| Your task |
All lines from the beginning of the listing through the line with "const App = ()" are to be copied word for word; the pictures are not.

| Data segment |
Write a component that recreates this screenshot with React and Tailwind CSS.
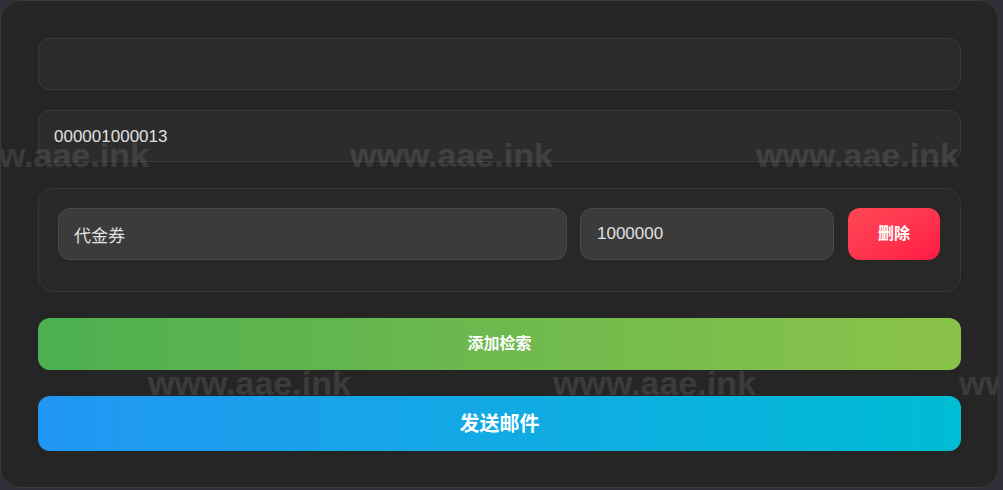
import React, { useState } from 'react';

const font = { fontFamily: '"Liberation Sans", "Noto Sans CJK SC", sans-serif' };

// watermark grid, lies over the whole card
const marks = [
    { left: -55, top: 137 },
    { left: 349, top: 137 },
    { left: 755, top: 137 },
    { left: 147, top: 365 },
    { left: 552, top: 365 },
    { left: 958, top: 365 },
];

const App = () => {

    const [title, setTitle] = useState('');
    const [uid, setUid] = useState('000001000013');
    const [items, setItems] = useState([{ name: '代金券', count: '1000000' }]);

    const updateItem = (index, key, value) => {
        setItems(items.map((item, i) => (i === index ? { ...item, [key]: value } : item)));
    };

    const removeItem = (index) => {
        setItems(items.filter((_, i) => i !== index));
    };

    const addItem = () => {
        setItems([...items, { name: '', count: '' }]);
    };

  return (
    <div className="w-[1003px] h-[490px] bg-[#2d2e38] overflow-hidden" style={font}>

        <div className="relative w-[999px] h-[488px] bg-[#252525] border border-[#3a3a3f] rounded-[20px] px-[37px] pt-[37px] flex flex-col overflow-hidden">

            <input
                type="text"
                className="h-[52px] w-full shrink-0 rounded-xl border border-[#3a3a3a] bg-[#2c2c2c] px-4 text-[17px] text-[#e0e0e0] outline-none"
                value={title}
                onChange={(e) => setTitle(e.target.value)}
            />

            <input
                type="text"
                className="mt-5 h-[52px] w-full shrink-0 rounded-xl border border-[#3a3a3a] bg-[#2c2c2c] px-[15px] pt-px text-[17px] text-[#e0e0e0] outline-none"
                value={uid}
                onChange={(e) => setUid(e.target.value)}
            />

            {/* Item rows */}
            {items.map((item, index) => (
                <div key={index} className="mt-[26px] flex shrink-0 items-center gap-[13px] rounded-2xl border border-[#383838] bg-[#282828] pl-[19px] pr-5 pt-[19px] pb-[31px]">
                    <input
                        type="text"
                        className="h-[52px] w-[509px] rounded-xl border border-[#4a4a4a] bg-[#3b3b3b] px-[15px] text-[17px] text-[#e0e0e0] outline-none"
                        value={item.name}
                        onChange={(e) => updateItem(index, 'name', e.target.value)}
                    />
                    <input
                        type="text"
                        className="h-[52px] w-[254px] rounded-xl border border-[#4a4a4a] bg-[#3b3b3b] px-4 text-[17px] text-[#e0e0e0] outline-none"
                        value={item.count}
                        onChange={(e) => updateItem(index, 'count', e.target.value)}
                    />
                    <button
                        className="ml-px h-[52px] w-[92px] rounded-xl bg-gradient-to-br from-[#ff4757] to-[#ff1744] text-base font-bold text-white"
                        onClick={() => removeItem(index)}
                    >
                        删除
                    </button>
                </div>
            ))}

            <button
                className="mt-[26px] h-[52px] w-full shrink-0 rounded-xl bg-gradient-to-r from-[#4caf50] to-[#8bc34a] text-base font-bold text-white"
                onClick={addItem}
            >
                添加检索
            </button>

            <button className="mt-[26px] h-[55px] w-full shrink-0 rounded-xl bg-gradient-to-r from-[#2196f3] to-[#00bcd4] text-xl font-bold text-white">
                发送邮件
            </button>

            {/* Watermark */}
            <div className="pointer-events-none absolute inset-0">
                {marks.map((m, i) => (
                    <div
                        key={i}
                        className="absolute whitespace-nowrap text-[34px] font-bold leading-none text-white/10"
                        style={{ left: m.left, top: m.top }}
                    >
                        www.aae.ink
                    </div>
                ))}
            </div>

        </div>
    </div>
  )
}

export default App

| Answer to this task |
Write a component that recreates this screenshot with React and Tailwind CSS.
import React, { useState } from 'react';

const font = { fontFamily: '"Liberation Sans", "Noto Sans CJK SC", sans-serif' };

// watermark grid, lies over the whole card
const marks = [
    { left: -55, top: 137 },
    { left: 349, top: 137 },
    { left: 755, top: 137 },
    { left: 147, top: 365 },
    { left: 552, top: 365 },
    { left: 958, top: 365 },
];

const App = () => {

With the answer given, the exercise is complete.